Remembering the Legacy of Mario Molina: Nobel Prize Winner and Environmental Pioneer

Mario Molina

Mario Molina was a Nobel Prize-winning chemist and environmental pioneer. He dedicated his life’s work to understanding the impact of human activity on the Earth’s atmosphere. He is best known for his research on the effects of chlorofluorocarbons (CFCs) on the Earth’s ozone layer. Which led to the signing of the Montreal Protocol in 1987. Molina’s scientific contributions and advocacy for environmental issues had a significant impact on global efforts to address climate change and protect the environment.

Early Life and Education

Mario Molina was born on March 19, 1943, in Mexico City. His father was a diplomat, and his mother was a homemaker. Molina was interested in science from a young age and showed a particular aptitude for chemistry. He earned his undergraduate degree in chemical engineering from the National Autonomous University of Mexico (UNAM) in 1965. After that he went on to study at the University of Freiburg in Germany, where he earned a Ph.D. in physical chemistry in 1972.

Career and Contributions

After completing his doctoral studies, Molina worked as a postdoctoral researcher at the University of California, Berkeley, and the Massachusetts Institute of Technology (MIT). It was during his time at MIT that he began to focus on the effects of CFCs on the Earth’s ozone layer. Molina and his colleague, Sherwood Rowland, conducted groundbreaking research that demonstrated how CFCs were destroying the ozone layer and identified the chemical mechanisms by which this was happening.

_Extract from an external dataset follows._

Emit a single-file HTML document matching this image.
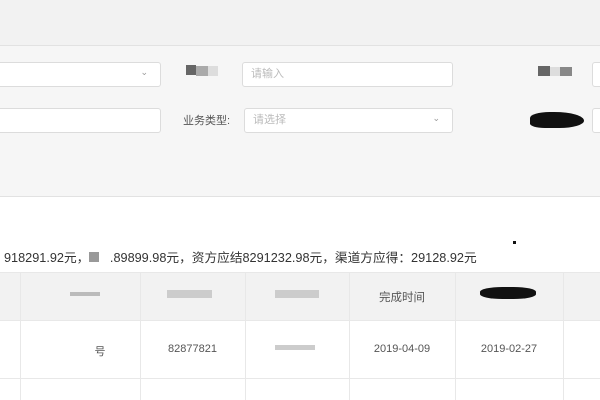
<!DOCTYPE html><html><head><meta charset="utf-8"><style>
*{margin:0;padding:0;box-sizing:border-box}
body{width:600px;height:400px;overflow:hidden;background:#fff;font-family:"Liberation Sans","Noto Sans CJK SC",sans-serif;position:relative;color:#555}
.a{position:absolute}
.inp{position:absolute;background:#fff;border:1px solid #dcdcdc;border-radius:3px;font-size:11px;color:#bbb;padding-left:8px;line-height:23px}
.arr{position:absolute;right:12px;top:-2px;font-size:9px;color:#999}
.vl{position:absolute;top:273px;height:127px;width:1px;background:#e8e8e8}
.c{position:absolute;font-size:11px;color:#555;text-align:center}
</style></head><body>
<div class="a" style="left:0;top:0;width:600px;height:45px;background:#f2f2f2"></div>
<div class="a" style="left:0;top:45px;width:600px;height:1px;background:#e2e2e2"></div>
<div class="a" style="left:0;top:46px;width:600px;height:150px;background:#f6f6f6"></div>
<div class="a" style="left:0;top:196px;width:600px;height:1px;background:#e2e2e2"></div>
<div class="inp" style="left:-4px;top:62px;width:165px;height:25px"><span class="arr">⌄</span></div>
<div class="a" style="left:186px;top:65px;width:10px;height:10px;background:#666"></div>
<div class="a" style="left:196px;top:66px;width:12px;height:10px;background:#aaa"></div>
<div class="a" style="left:208px;top:66px;width:10px;height:10px;background:#ddd"></div>
<div class="inp" style="left:242px;top:62px;width:211px;height:25px">请输入</div>
<div class="a" style="left:538px;top:66px;width:12px;height:10px;background:#666"></div>
<div class="a" style="left:550px;top:67px;width:10px;height:9px;background:#ddd"></div>
<div class="a" style="left:560px;top:67px;width:12px;height:9px;background:#888"></div>
<div class="inp" style="left:592px;top:62px;width:20px;height:25px"></div>
<div class="inp" style="left:-4px;top:108px;width:165px;height:25px"></div>
<div class="a" style="left:183px;top:112px;font-size:11px;color:#555">业务类型:</div>
<div class="inp" style="left:244px;top:108px;width:209px;height:25px">请选择<span class="arr">⌄</span></div>
<div class="a" style="left:530px;top:112px;width:54px;height:16px;background:#111;border-radius:40% 60% 50% 30%"></div>
<div class="inp" style="left:592px;top:108px;width:20px;height:25px"></div>
<div class="a" style="left:4px;top:247px;font-size:12.7px;color:#333;white-space:nowrap">918291.92元，<span style="display:inline-block;width:10px;height:10px;background:#999"></span>&nbsp;&nbsp;&nbsp;.89899.98元，资方应结8291232.98元，渠道方应得：29128.92元</div>
<div class="a" style="left:513px;top:241px;width:3px;height:3px;background:#111"></div>
<div class="a" style="left:0;top:272px;width:600px;height:49px;background:#f2f2f2;border-top:1px solid #e8e8e8;border-bottom:1px solid #e8e8e8"></div>
<div class="a" style="left:0;top:378px;width:600px;height:1px;background:#e8e8e8"></div>
<div class="vl" style="left:20px"></div><div class="vl" style="left:140px"></div><div class="vl" style="left:245px"></div><div class="vl" style="left:349px"></div><div class="vl" style="left:455px"></div><div class="vl" style="left:563px"></div>
<div class="a" style="left:70px;top:292px;width:30px;height:4px;background:#bbb"></div>
<div class="a" style="left:167px;top:290px;width:45px;height:8px;background:#ccc"></div>
<div class="a" style="left:275px;top:290px;width:44px;height:8px;background:#ccc"></div>
<div class="c" style="left:349px;top:289px;width:106px;font-size:11.5px">完成时间</div>
<div class="a" style="left:480px;top:287px;width:56px;height:12px;background:#111;border-radius:40%"></div>
<div class="c" style="left:80px;top:343px;width:40px">号</div>
<div class="c" style="left:140px;top:343px;width:105px">82877821</div>
<div class="a" style="left:275px;top:345px;width:40px;height:5px;background:#ccc"></div>
<div class="c" style="left:349px;top:343px;width:106px">2019-04-09</div>
<div class="c" style="left:455px;top:343px;width:108px">2019-02-27</div>
</body></html>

Molina and Rowland’s research was initially met with skepticism from some in the scientific community and resistance from the chemical industry. However, they persisted in their work and continued to gather evidence supporting their findings. In 1974, they published a seminal paper in the journal Nature, which detailed their research and conclusions about the role of CFCs in ozone depletion.

Molina’s work on CFCs and the ozone layer had significant implications for environmental policy and public health. His research helped to raise awareness about the dangers of ozone depletion and the role of human activity in exacerbating the problem. It also led to the signing of the Montreal Protocol in 1987, an international agreement to phase out the use of CFCs and other ozone-depleting substances.

In addition to his work on the ozone layer, Molina made significant contributions to the fields of atmospheric chemistry and sustainable development. He served as a professor at several universities, including UC San Diego and MIT, and was a member of numerous scientific organizations and advisory boards. He also co-founded the Mario Molina Center for Strategic Studies on Energy and the Environment in Mexico City, which works to promote sustainable development and environmental protection.

Awards and Honors

Molina’s contributions to science and the environment were widely recognized during his lifetime. He was awarded the Nobel Prize in Chemistry in 1995, along with Rowland and Paul Crutzen, for their work on the ozone layer. Molina also received numerous other awards and honors, including the Presidential Medal of Freedom in 2013 and the Tyler Prize for Environmental Achievement in 1983.

Legacy and Impact

Mario Molina’s legacy and impact on the scientific community and the world at large cannot be overstated. His research on the effects of CFCs on the ozone layer helped to spur global efforts to address climate change and protect the environment. The Montreal Protocol, which Molina played a key role in bringing about, is widely regarded as one of the most successful international environmental agreements in history.

In addition to his scientific contributions, Molina was also an advocate for environmental justice and sustainable development. He believed that science had a critical role to play in addressing the world’s most pressing environmental challenges and worked tirelessly to promote policies and practices that would protect the planet.